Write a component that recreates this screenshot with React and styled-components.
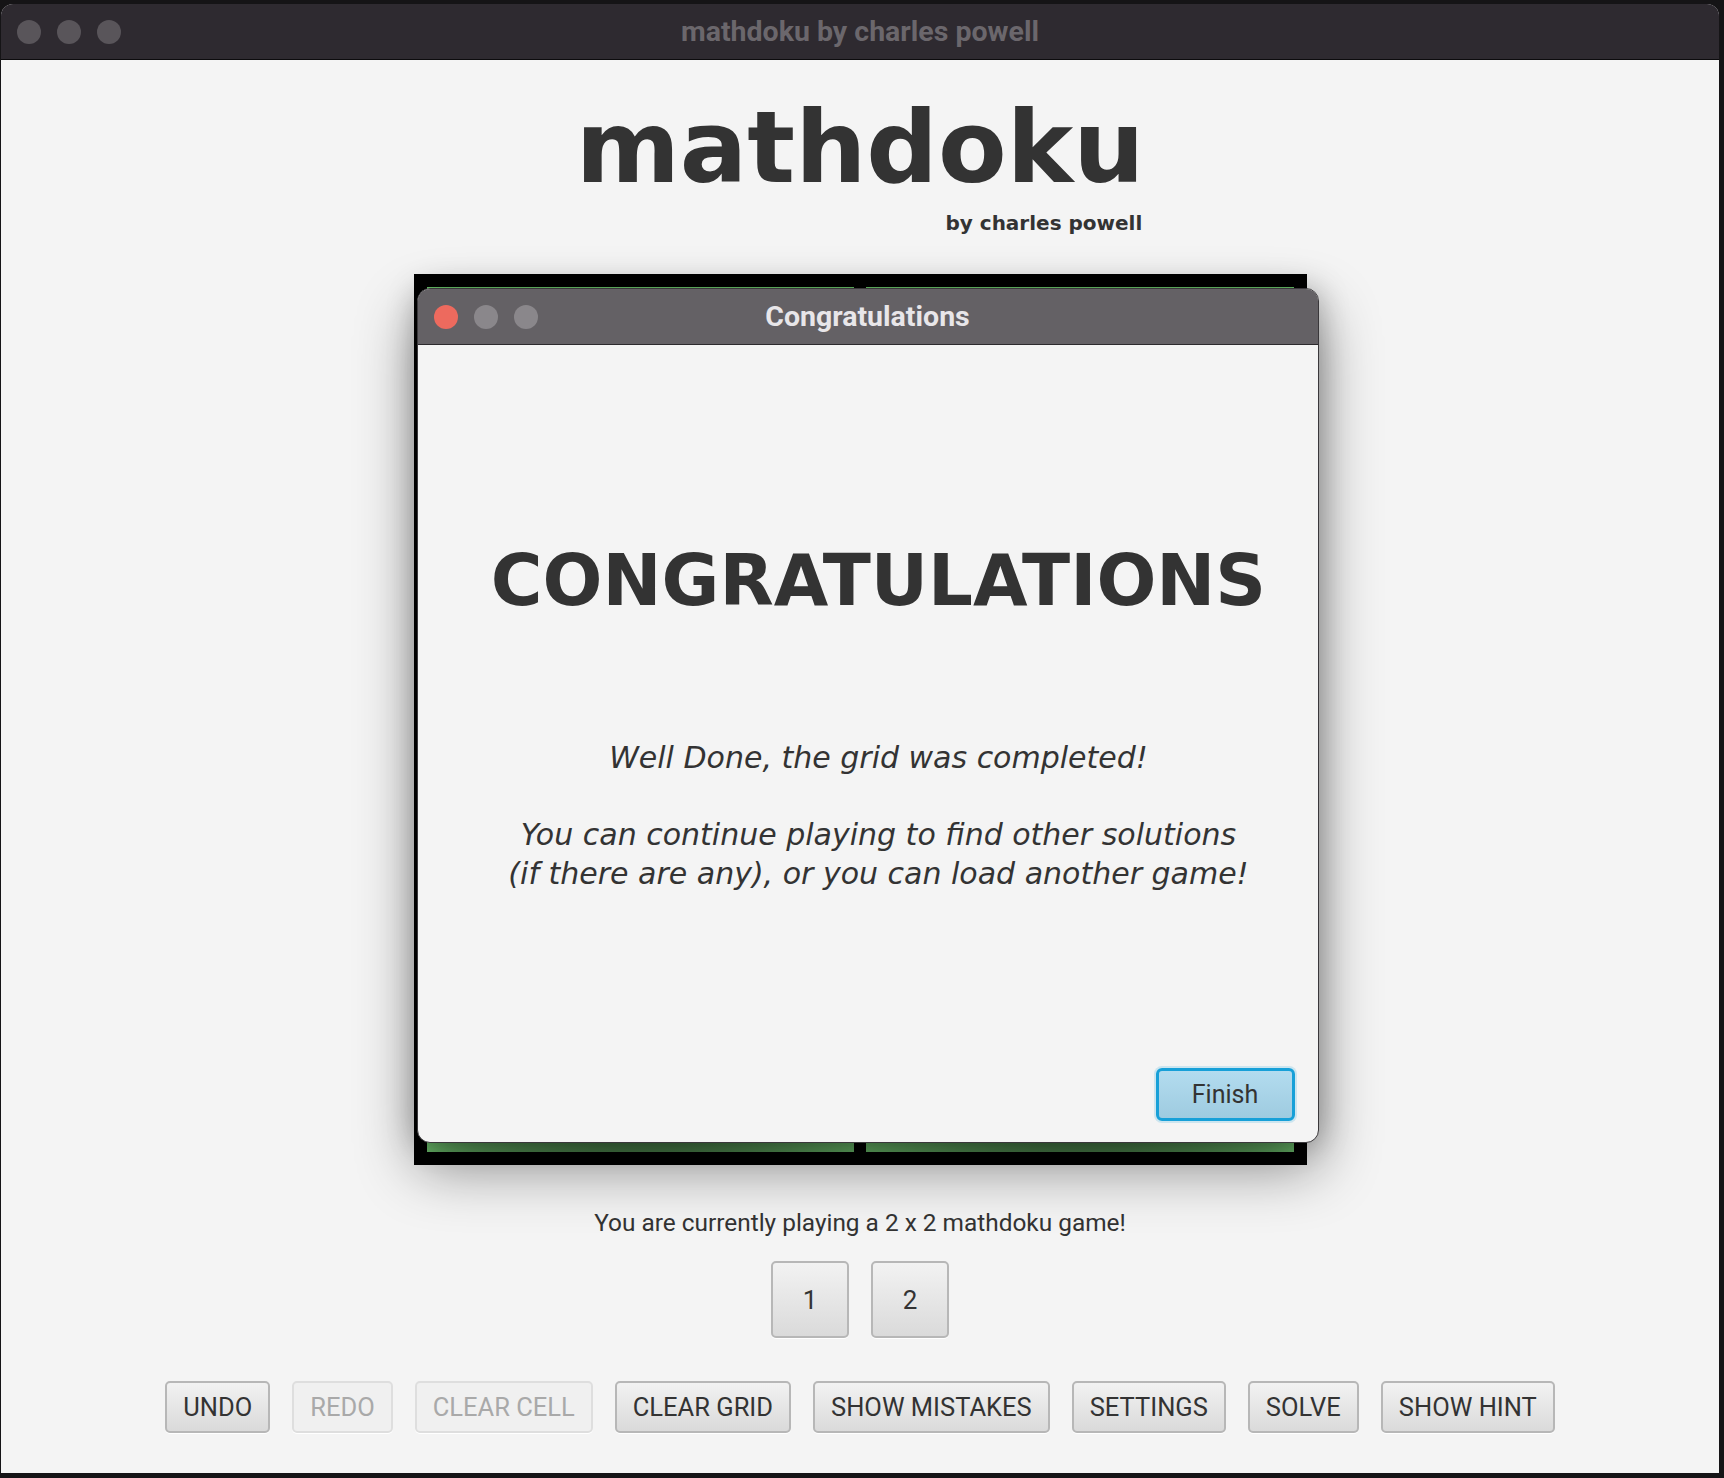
import styled, { createGlobalStyle } from "styled-components";

const GlobalStyle = createGlobalStyle`
  html, body {
    margin: 0;
    padding: 0;
    background: #151416;
  }

  * {
    box-sizing: border-box;
  }
`;

const Screen = styled.div`
  width: 1724px;
  height: 1478px;
  padding: 4px 5px 5px 1px;
  overflow: hidden;
`;

const Window = styled.div`
  height: 100%;
  display: flex;
  flex-direction: column;
  background: #f4f4f4;
  border-radius: 12px 12px 0 0;
  overflow: hidden;
`;

const TitleBar = styled.div`
  height: 56px;
  flex: none;
  display: grid;
  grid-template-columns: 1fr auto 1fr;
  align-items: center;
  padding: 0 16px;
  background: ${({ $light }) => ($light ? "#646165" : "#2e2a30")};
  border-bottom: 1px solid ${({ $light }) => ($light ? "#2c2a2d" : "#0c0b0d")};
`;

const Lights = styled.div`
  display: flex;
  gap: 16px;
`;

const Light = styled.span`
  width: 24px;
  height: 24px;
  border-radius: 50%;
  background: ${({ $color }) => $color};
`;

const TitleText = styled.div`
  font-family: Roboto, "Liberation Sans", sans-serif;
  font-weight: 700;
  font-size: 28.5px;
  color: ${({ $color }) => $color};
`;

const Content = styled.div`
  flex: 1;
  display: flex;
  flex-direction: column;
  align-items: center;
`;

const Header = styled.div`
  display: flex;
  flex-direction: column;
  align-items: flex-end;
  margin-top: 28px;
`;

const Logo = styled.h1`
  margin: 0;
  font-family: "DejaVu Sans", Verdana, sans-serif;
  font-weight: 700;
  font-size: 100px;
  line-height: 120px;
  color: #333333;
`;

const Byline = styled.div`
  font-family: "DejaVu Sans", Verdana, sans-serif;
  font-weight: 700;
  font-size: 20px;
  line-height: 24px;
  color: #333333;
  margin: 3px 2px 0 0;
`;

const Board = styled.div`
  position: relative;
  margin-top: 39px;
  width: 893px;
  height: 891px;
  padding: 13px;
  background: #000;
  display: grid;
  grid-template-columns: 1fr 1fr;
  grid-template-rows: 1fr 1fr;
  gap: 12px;
`;

const Cell = styled.div`
  background: radial-gradient(ellipse farthest-corner at center, #3e6b3e 55%, #74cc74 100%);
  box-shadow: inset 0 2px 0 #6fcf6f;
`;

const Dialog = styled.div`
  position: absolute;
  left: 3px;
  top: 14px;
  width: 902px;
  height: 855px;
  display: flex;
  flex-direction: column;
  background: #f4f4f4;
  border: 1px solid #3a383b;
  border-radius: 13px;
  overflow: hidden;
  box-shadow: 0 24px 60px rgba(0, 0, 0, 0.45), 0 0 30px rgba(0, 0, 0, 0.25);
`;

const DialogBody = styled.div`
  flex: 1;
  display: flex;
  flex-direction: column;
  align-items: center;
  padding: 200px 23px 21px 45px;
`;

const Headline = styled.div`
  font-family: "DejaVu Sans", Verdana, sans-serif;
  font-weight: 700;
  font-size: 70.5px;
  line-height: 72px;
  color: #333333;
`;

const Message = styled.p`
  margin: 122px 0 0;
  font-family: "DejaVu Sans", Verdana, sans-serif;
  font-style: italic;
  font-size: 30px;
  line-height: 38.5px;
  text-align: center;
  color: #333333;
`;

const Footer = styled.div`
  margin-top: auto;
  align-self: stretch;
  display: flex;
  justify-content: flex-end;
`;

const FinishButton = styled.button`
  width: 139px;
  height: 53px;
  font-family: Roboto, "Liberation Sans", sans-serif;
  font-size: 25px;
  color: #333333;
  background: linear-gradient(#b3dcef, #9ecbe0);
  border: 3px solid #17a0d8;
  border-radius: 6px;
  box-shadow: 0 0 0 2px rgba(23, 160, 216, 0.18);
`;

const Status = styled.div`
  margin-top: 44px;
  font-family: Roboto, "Liberation Sans", sans-serif;
  font-size: 24.4px;
  line-height: 28px;
  color: #333333;
`;

const NumberRow = styled.div`
  display: flex;
  gap: 22px;
  margin-top: 24px;
`;

const Button = styled.button`
  height: ${({ $square }) => ($square ? "77px" : "52px")};
  width: ${({ $square }) => ($square ? "78px" : "auto")};
  padding: ${({ $square }) => ($square ? "0" : "0 16px")};
  font-family: Roboto, "Liberation Sans", sans-serif;
  font-size: ${({ $square }) => ($square ? "26px" : "25.5px")};
  color: ${({ disabled }) => (disabled ? "#a9a9a9" : "#333333")};
  background: ${({ disabled }) =>
    disabled ? "#f0f0f0" : "linear-gradient(#f2f2f2, #dadada)"};
  border: 2px solid ${({ disabled }) => (disabled ? "#dedede" : "#b7b7b7")};
  border-radius: 5px;
  box-shadow: 0 1px 0 #ffffff;
`;

const Toolbar = styled.div`
  display: flex;
  gap: 22px;
  margin-top: 43px;
`;

const tools = [
  { label: "UNDO" },
  { label: "REDO", disabled: true },
  { label: "CLEAR CELL", disabled: true },
  { label: "CLEAR GRID" },
  { label: "SHOW MISTAKES" },
  { label: "SETTINGS" },
  { label: "SOLVE" },
  { label: "SHOW HINT" },
];

function TrafficLights({ colors }) {
  return (
    <Lights>
      {colors.map((c, i) => (
        <Light key={i} $color={c} />
      ))}
    </Lights>
  );
}

function App() {
  return (
    <Screen>
      <GlobalStyle />
      <Window>
        <TitleBar>
          <TrafficLights colors={["#59555a", "#59555a", "#59555a"]} />
          <TitleText $color="#6b676c">mathdoku by charles powell</TitleText>
          <span />
        </TitleBar>

        <Content>
          <Header>
            <Logo>mathdoku</Logo>
            <Byline>by charles powell</Byline>
          </Header>

          <Board>
            <Cell />
            <Cell />
            <Cell />
            <Cell />

            <Dialog>
              <TitleBar $light>
                <TrafficLights colors={["#ed6a5e", "#8a878b", "#8a878b"]} />
                <TitleText $color="#e8e6e9">Congratulations</TitleText>
                <span />
              </TitleBar>
              <DialogBody>
                <Headline>CONGRATULATIONS</Headline>
                <Message>
                  Well Done, the grid was completed!
                  <br />
                  <br />
                  You can continue playing to find other solutions
                  <br />
                  (if there are any), or you can load another game!
                </Message>
                <Footer>
                  <FinishButton>Finish</FinishButton>
                </Footer>
              </DialogBody>
            </Dialog>
          </Board>

          <Status>You are currently playing a 2 x 2 mathdoku game!</Status>

          <NumberRow>
            <Button $square>1</Button>
            <Button $square>2</Button>
          </NumberRow>

          <Toolbar>
            {tools.map((t) => (
              <Button key={t.label} disabled={t.disabled}>
                {t.label}
              </Button>
            ))}
          </Toolbar>
        </Content>
      </Window>
    </Screen>
  );
}

export default App;
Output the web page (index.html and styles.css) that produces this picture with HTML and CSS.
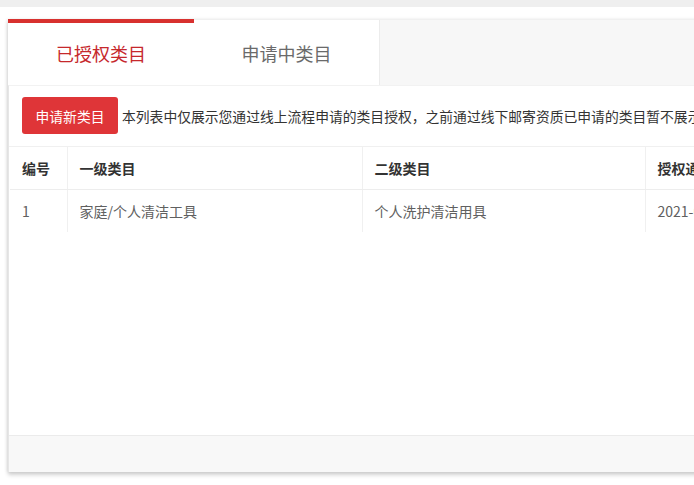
FILE: index.html
```html
<!DOCTYPE html>
<html lang="zh-CN">
<head>
<meta charset="utf-8">
<title>类目管理</title>
<link rel="stylesheet" href="styles.css">
</head>
<body>
<div class="topbar"></div>
<div class="page">
  <div class="tabs">
    <div class="tab tab-active">已授权类目</div>
    <div class="tab">申请中类目</div>
    <div class="tab-rest"></div>
  </div>
  <div class="panel">
    <div class="toolbar">
      <button class="btn-apply">申请新类目</button>
      <span class="notice">本列表中仅展示您通过线上流程申请的类目授权，之前通过线下邮寄资质已申请的类目暂不展示，如需查看请联系客服。</span>
    </div>
    <table class="grid">
      <colgroup>
        <col class="c-no">
        <col class="c-first">
        <col class="c-second">
        <col class="c-time">
        <col class="c-op">
      </colgroup>
      <thead>
        <tr><th>编号</th><th>一级类目</th><th>二级类目</th><th>授权通过时间</th><th>操作</th></tr>
      </thead>
      <tbody>
        <tr><td>1</td><td>家庭/个人清洁工具</td><td>个人洗护清洁用具</td><td>2021-06-18 10:23:45</td><td>查看</td></tr>
      </tbody>
    </table>
    <div class="spacer"></div>
    <div class="footer"></div>
  </div>
</div>
</body>
</html>
```

FILE: styles.css
```css
html, body {
  margin: 0;
  padding: 0;
  background: #ffffff;
  overflow: hidden;
  width: 694px;
  height: 485px;
}
body {
  font-family: "Noto Sans CJK SC", "Noto Sans", sans-serif;
  color: #333;
}
.topbar {
  height: 7px;
  background: #efefef;
}
.page {
  margin: 12px 0 0 8px;
  width: 1000px;
  box-shadow: 0 3px 4px rgba(0,0,0,0.18), -1px 0 3px rgba(0,0,0,0.08);
}
.tabs {
  display: flex;
  height: 65px;
  background: #f7f7f7;
  border-top: 1px solid #f0f0f0;
}
.tab {
  width: 186px;
  background: #fff;
  border-right: 1px solid #ececec;
  display: flex;
  align-items: center;
  justify-content: center;
  font-size: 18px;
  color: #6a6a6a;
  box-sizing: border-box;
}
.tab-active {
  width: 186px;
  border-top: 4px solid #d8312f;
  margin-top: -1px;
  color: #c6282c;
  padding-bottom: 2px;
  border-right: none;
}
.tab-rest {
  flex: 1;
}
.panel {
  background: #fff;
  border-left: 1px solid #e6e6e6;
  border-top: 1px solid #f2f2f2;
  display: flex;
  flex-direction: column;
}
.toolbar {
  display: flex;
  align-items: center;
  padding: 11px 0 12px 13px;
  white-space: nowrap;
  border-bottom: 1px solid #f0f0f0;
}
.btn-apply {
  background: #df3538;
  color: #fff;
  border: none;
  border-radius: 3px;
  height: 37px;
  width: 96px;
  font-family: inherit;
  font-size: 13.8px;
  padding: 0;
  flex: none;
}
.notice {
  margin-left: 4px;
  font-size: 13.8px;
  color: #333;
}
.grid {
  border-collapse: collapse;
  table-layout: fixed;
  width: 900px;
  margin-left: 1px;
  font-size: 14px;
}
.c-no { width: 57px; }
.c-first { width: 295px; }
.c-second { width: 283px; }
.c-time { width: 200px; }
.c-op { width: 65px; }
.grid th, .grid td {
  text-align: left;
  padding: 0 12px;
  border-left: 1px solid #f0f0f0;
  white-space: nowrap;
  overflow: hidden;
}
.grid th:first-child, .grid td:first-child {
  border-left: none;
}
.grid th {
  height: 42px;
  font-weight: 600;
  color: #333;
  border-bottom: 1px solid #ededed;
}
.grid td {
  height: 42px;
  color: #606060;
}
.spacer {
  height: 203px;
}
.footer {
  height: 36px;
  background: #f8f8f8;
  border-top: 1px solid #ebebeb;
}
```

——————————

→ **Given request**: Note each line of the entries that has "with" in it, and copy those lines.

→ **Written solution**:
Write a component that recreates this screenshot with React and styled-components.
Output the web page (index.html and styles.css) that produces this picture with HTML and CSS.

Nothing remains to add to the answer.